• **INSTRUCTIONS TO FOLLOW**: Write out all the lines again, precisely as they stand, but without the images.

+-------+

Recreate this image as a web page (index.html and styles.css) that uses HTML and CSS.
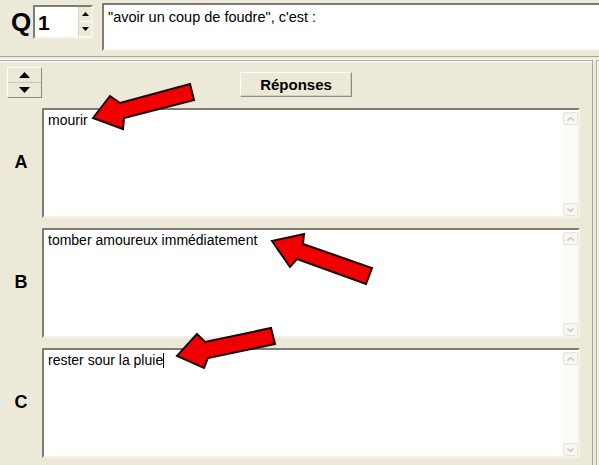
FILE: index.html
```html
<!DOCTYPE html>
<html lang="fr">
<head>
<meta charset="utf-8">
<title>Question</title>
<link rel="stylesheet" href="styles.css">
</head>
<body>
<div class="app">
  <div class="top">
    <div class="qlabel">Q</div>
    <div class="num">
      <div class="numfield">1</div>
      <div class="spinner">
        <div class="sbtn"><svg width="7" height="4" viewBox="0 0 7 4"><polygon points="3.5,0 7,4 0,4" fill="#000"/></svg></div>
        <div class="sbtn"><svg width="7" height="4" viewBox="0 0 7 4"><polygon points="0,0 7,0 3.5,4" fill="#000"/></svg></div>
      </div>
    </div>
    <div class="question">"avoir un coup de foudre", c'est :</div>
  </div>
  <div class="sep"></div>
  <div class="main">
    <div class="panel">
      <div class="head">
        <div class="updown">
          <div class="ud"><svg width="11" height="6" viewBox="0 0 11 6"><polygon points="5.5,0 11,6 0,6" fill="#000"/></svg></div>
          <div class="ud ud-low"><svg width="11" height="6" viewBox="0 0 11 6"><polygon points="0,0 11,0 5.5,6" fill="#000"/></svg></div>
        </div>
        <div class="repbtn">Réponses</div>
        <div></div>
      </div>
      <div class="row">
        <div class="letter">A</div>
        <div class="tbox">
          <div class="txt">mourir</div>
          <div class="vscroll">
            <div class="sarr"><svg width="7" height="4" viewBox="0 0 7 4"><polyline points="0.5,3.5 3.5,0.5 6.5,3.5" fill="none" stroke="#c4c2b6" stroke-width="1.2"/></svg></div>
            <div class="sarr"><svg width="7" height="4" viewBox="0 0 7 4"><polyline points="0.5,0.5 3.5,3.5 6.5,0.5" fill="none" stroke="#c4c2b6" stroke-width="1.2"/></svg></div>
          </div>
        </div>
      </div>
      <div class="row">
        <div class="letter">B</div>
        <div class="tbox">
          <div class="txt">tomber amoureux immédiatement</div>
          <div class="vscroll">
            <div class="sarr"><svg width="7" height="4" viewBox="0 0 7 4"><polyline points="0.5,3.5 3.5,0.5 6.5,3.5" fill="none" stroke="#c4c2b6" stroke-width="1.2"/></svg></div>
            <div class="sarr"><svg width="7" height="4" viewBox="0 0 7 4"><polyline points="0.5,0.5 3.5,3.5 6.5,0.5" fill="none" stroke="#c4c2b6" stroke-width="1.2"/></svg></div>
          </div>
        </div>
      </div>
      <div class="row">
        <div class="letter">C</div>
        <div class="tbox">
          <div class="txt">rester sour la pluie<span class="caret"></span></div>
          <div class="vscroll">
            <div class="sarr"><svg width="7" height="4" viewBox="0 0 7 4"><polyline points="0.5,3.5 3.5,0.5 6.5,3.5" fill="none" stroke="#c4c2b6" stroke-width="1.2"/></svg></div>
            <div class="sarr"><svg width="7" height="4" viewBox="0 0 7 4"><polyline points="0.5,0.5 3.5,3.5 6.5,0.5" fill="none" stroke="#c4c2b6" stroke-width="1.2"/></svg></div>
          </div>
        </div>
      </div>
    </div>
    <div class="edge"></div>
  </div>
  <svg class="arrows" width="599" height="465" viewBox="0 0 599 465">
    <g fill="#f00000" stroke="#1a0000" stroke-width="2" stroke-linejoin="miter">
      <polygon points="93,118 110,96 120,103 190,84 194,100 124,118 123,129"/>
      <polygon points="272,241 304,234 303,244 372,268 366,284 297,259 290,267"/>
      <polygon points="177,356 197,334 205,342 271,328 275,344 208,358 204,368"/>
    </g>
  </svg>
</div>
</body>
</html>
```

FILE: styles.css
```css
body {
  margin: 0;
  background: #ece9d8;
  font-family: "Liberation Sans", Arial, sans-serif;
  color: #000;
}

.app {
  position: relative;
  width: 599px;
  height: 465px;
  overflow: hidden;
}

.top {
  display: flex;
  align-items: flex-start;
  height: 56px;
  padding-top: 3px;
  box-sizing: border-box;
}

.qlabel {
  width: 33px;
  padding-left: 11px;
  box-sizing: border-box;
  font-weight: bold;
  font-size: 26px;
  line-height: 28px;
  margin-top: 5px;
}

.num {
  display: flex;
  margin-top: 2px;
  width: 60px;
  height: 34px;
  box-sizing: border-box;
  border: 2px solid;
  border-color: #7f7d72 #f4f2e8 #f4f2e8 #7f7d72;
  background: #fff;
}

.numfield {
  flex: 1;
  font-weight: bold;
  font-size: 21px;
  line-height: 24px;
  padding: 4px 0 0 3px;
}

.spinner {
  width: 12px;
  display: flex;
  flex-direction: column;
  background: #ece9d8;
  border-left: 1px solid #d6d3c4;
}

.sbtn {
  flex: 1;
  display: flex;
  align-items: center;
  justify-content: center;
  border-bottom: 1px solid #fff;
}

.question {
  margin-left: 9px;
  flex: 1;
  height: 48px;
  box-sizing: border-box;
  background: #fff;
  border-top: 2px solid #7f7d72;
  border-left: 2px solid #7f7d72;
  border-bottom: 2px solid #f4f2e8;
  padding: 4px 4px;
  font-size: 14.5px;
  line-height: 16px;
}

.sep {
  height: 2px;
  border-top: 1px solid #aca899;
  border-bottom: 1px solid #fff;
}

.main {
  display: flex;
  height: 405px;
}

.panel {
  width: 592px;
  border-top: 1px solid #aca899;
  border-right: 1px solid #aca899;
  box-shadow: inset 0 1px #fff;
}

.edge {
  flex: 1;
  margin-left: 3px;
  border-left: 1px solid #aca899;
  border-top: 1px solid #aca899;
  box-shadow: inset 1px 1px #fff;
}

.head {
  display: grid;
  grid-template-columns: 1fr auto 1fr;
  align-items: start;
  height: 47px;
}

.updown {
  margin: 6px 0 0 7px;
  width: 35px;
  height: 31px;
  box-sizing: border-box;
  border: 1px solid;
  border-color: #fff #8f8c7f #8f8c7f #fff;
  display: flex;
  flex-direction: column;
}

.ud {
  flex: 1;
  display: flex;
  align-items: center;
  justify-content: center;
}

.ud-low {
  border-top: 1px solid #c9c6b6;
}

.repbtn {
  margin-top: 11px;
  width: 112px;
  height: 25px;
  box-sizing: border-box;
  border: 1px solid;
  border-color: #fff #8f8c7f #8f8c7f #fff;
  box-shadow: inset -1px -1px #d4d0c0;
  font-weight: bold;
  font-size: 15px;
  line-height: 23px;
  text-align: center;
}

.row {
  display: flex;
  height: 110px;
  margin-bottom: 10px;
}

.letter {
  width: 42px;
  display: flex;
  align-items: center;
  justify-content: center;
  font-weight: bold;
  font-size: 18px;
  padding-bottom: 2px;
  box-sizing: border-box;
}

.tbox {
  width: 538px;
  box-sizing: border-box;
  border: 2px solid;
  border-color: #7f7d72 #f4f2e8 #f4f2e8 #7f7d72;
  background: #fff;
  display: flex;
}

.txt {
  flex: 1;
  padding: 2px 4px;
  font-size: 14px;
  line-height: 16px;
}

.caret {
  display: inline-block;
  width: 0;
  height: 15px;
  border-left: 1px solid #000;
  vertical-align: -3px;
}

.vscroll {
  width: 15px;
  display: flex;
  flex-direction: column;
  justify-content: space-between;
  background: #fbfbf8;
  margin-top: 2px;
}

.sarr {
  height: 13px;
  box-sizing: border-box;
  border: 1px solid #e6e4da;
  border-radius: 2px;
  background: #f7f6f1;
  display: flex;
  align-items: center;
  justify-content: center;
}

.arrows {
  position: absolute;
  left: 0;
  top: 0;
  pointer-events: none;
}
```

+-------+

• **ANSWER TO THE PROBLEM**:
Recreate this image as a web page (index.html and styles.css) that uses HTML and CSS.
FILE: index.html
```html
<!DOCTYPE html>
<html lang="fr">
<head>
<meta charset="utf-8">
<title>Question</title>
<link rel="stylesheet" href="styles.css">
</head>
<body>
<div class="app">
  <div class="top">
    <div class="qlabel">Q</div>
    <div class="num">
      <div class="numfield">1</div>
      <div class="spinner">
        <div class="sbtn"><svg width="7" height="4" viewBox="0 0 7 4"><polygon points="3.5,0 7,4 0,4" fill="#000"/></svg></div>
        <div class="sbtn"><svg width="7" height="4" viewBox="0 0 7 4"><polygon points="0,0 7,0 3.5,4" fill="#000"/></svg></div>
      </div>
    </div>
    <div class="question">"avoir un coup de foudre", c'est :</div>
  </div>
  <div class="sep"></div>
  <div class="main">
    <div class="panel">
      <div class="head">
        <div class="updown">
          <div class="ud"><svg width="11" height="6" viewBox="0 0 11 6"><polygon points="5.5,0 11,6 0,6" fill="#000"/></svg></div>
          <div class="ud ud-low"><svg width="11" height="6" viewBox="0 0 11 6"><polygon points="0,0 11,0 5.5,6" fill="#000"/></svg></div>
        </div>
        <div class="repbtn">Réponses</div>
        <div></div>
      </div>
      <div class="row">
        <div class="letter">A</div>
        <div class="tbox">
          <div class="txt">mourir</div>
          <div class="vscroll">
            <div class="sarr"><svg width="7" height="4" viewBox="0 0 7 4"><polyline points="0.5,3.5 3.5,0.5 6.5,3.5" fill="none" stroke="#c4c2b6" stroke-width="1.2"/></svg></div>
            <div class="sarr"><svg width="7" height="4" viewBox="0 0 7 4"><polyline points="0.5,0.5 3.5,3.5 6.5,0.5" fill="none" stroke="#c4c2b6" stroke-width="1.2"/></svg></div>
          </div>
        </div>
      </div>
      <div class="row">
        <div class="letter">B</div>
        <div class="tbox">
          <div class="txt">tomber amoureux immédiatement</div>
          <div class="vscroll">
            <div class="sarr"><svg width="7" height="4" viewBox="0 0 7 4"><polyline points="0.5,3.5 3.5,0.5 6.5,3.5" fill="none" stroke="#c4c2b6" stroke-width="1.2"/></svg></div>
            <div class="sarr"><svg width="7" height="4" viewBox="0 0 7 4"><polyline points="0.5,0.5 3.5,3.5 6.5,0.5" fill="none" stroke="#c4c2b6" stroke-width="1.2"/></svg></div>
          </div>
        </div>
      </div>
      <div class="row">
        <div class="letter">C</div>
        <div class="tbox">
          <div class="txt">rester sour la pluie<span class="caret"></span></div>
          <div class="vscroll">
            <div class="sarr"><svg width="7" height="4" viewBox="0 0 7 4"><polyline points="0.5,3.5 3.5,0.5 6.5,3.5" fill="none" stroke="#c4c2b6" stroke-width="1.2"/></svg></div>
            <div class="sarr"><svg width="7" height="4" viewBox="0 0 7 4"><polyline points="0.5,0.5 3.5,3.5 6.5,0.5" fill="none" stroke="#c4c2b6" stroke-width="1.2"/></svg></div>
          </div>
        </div>
      </div>
    </div>
    <div class="edge"></div>
  </div>
  <svg class="arrows" width="599" height="465" viewBox="0 0 599 465">
    <g fill="#f00000" stroke="#1a0000" stroke-width="2" stroke-linejoin="miter">
      <polygon points="93,118 110,96 120,103 190,84 194,100 124,118 123,129"/>
      <polygon points="272,241 304,234 303,244 372,268 366,284 297,259 290,267"/>
      <polygon points="177,356 197,334 205,342 271,328 275,344 208,358 204,368"/>
    </g>
  </svg>
</div>
</body>
</html>
```

FILE: styles.css
```css
body {
  margin: 0;
  background: #ece9d8;
  font-family: "Liberation Sans", Arial, sans-serif;
  color: #000;
}

.app {
  position: relative;
  width: 599px;
  height: 465px;
  overflow: hidden;
}

.top {
  display: flex;
  align-items: flex-start;
  height: 56px;
  padding-top: 3px;
  box-sizing: border-box;
}

.qlabel {
  width: 33px;
  padding-left: 11px;
  box-sizing: border-box;
  font-weight: bold;
  font-size: 26px;
  line-height: 28px;
  margin-top: 5px;
}

.num {
  display: flex;
  margin-top: 2px;
  width: 60px;
  height: 34px;
  box-sizing: border-box;
  border: 2px solid;
  border-color: #7f7d72 #f4f2e8 #f4f2e8 #7f7d72;
  background: #fff;
}

.numfield {
  flex: 1;
  font-weight: bold;
  font-size: 21px;
  line-height: 24px;
  padding: 4px 0 0 3px;
}

.spinner {
  width: 12px;
  display: flex;
  flex-direction: column;
  background: #ece9d8;
  border-left: 1px solid #d6d3c4;
}

.sbtn {
  flex: 1;
  display: flex;
  align-items: center;
  justify-content: center;
  border-bottom: 1px solid #fff;
}

.question {
  margin-left: 9px;
  flex: 1;
  height: 48px;
  box-sizing: border-box;
  background: #fff;
  border-top: 2px solid #7f7d72;
  border-left: 2px solid #7f7d72;
  border-bottom: 2px solid #f4f2e8;
  padding: 4px 4px;
  font-size: 14.5px;
  line-height: 16px;
}

.sep {
  height: 2px;
  border-top: 1px solid #aca899;
  border-bottom: 1px solid #fff;
}

.main {
  display: flex;
  height: 405px;
}

.panel {
  width: 592px;
  border-top: 1px solid #aca899;
  border-right: 1px solid #aca899;
  box-shadow: inset 0 1px #fff;
}

.edge {
  flex: 1;
  margin-left: 3px;
  border-left: 1px solid #aca899;
  border-top: 1px solid #aca899;
  box-shadow: inset 1px 1px #fff;
}

.head {
  display: grid;
  grid-template-columns: 1fr auto 1fr;
  align-items: start;
  height: 47px;
}

.updown {
  margin: 6px 0 0 7px;
  width: 35px;
  height: 31px;
  box-sizing: border-box;
  border: 1px solid;
  border-color: #fff #8f8c7f #8f8c7f #fff;
  display: flex;
  flex-direction: column;
}

.ud {
  flex: 1;
  display: flex;
  align-items: center;
  justify-content: center;
}

.ud-low {
  border-top: 1px solid #c9c6b6;
}

.repbtn {
  margin-top: 11px;
  width: 112px;
  height: 25px;
  box-sizing: border-box;
  border: 1px solid;
  border-color: #fff #8f8c7f #8f8c7f #fff;
  box-shadow: inset -1px -1px #d4d0c0;
  font-weight: bold;
  font-size: 15px;
  line-height: 23px;
  text-align: center;
}

.row {
  display: flex;
  height: 110px;
  margin-bottom: 10px;
}

.letter {
  width: 42px;
  display: flex;
  align-items: center;
  justify-content: center;
  font-weight: bold;
  font-size: 18px;
  padding-bottom: 2px;
  box-sizing: border-box;
}

.tbox {
  width: 538px;
  box-sizing: border-box;
  border: 2px solid;
  border-color: #7f7d72 #f4f2e8 #f4f2e8 #7f7d72;
  background: #fff;
  display: flex;
}

.txt {
  flex: 1;
  padding: 2px 4px;
  font-size: 14px;
  line-height: 16px;
}

.caret {
  display: inline-block;
  width: 0;
  height: 15px;
  border-left: 1px solid #000;
  vertical-align: -3px;
}

.vscroll {
  width: 15px;
  display: flex;
  flex-direction: column;
  justify-content: space-between;
  background: #fbfbf8;
  margin-top: 2px;
}

.sarr {
  height: 13px;
  box-sizing: border-box;
  border: 1px solid #e6e4da;
  border-radius: 2px;
  background: #f7f6f1;
  display: flex;
  align-items: center;
  justify-content: center;
}

.arrows {
  position: absolute;
  left: 0;
  top: 0;
  pointer-events: none;
}
```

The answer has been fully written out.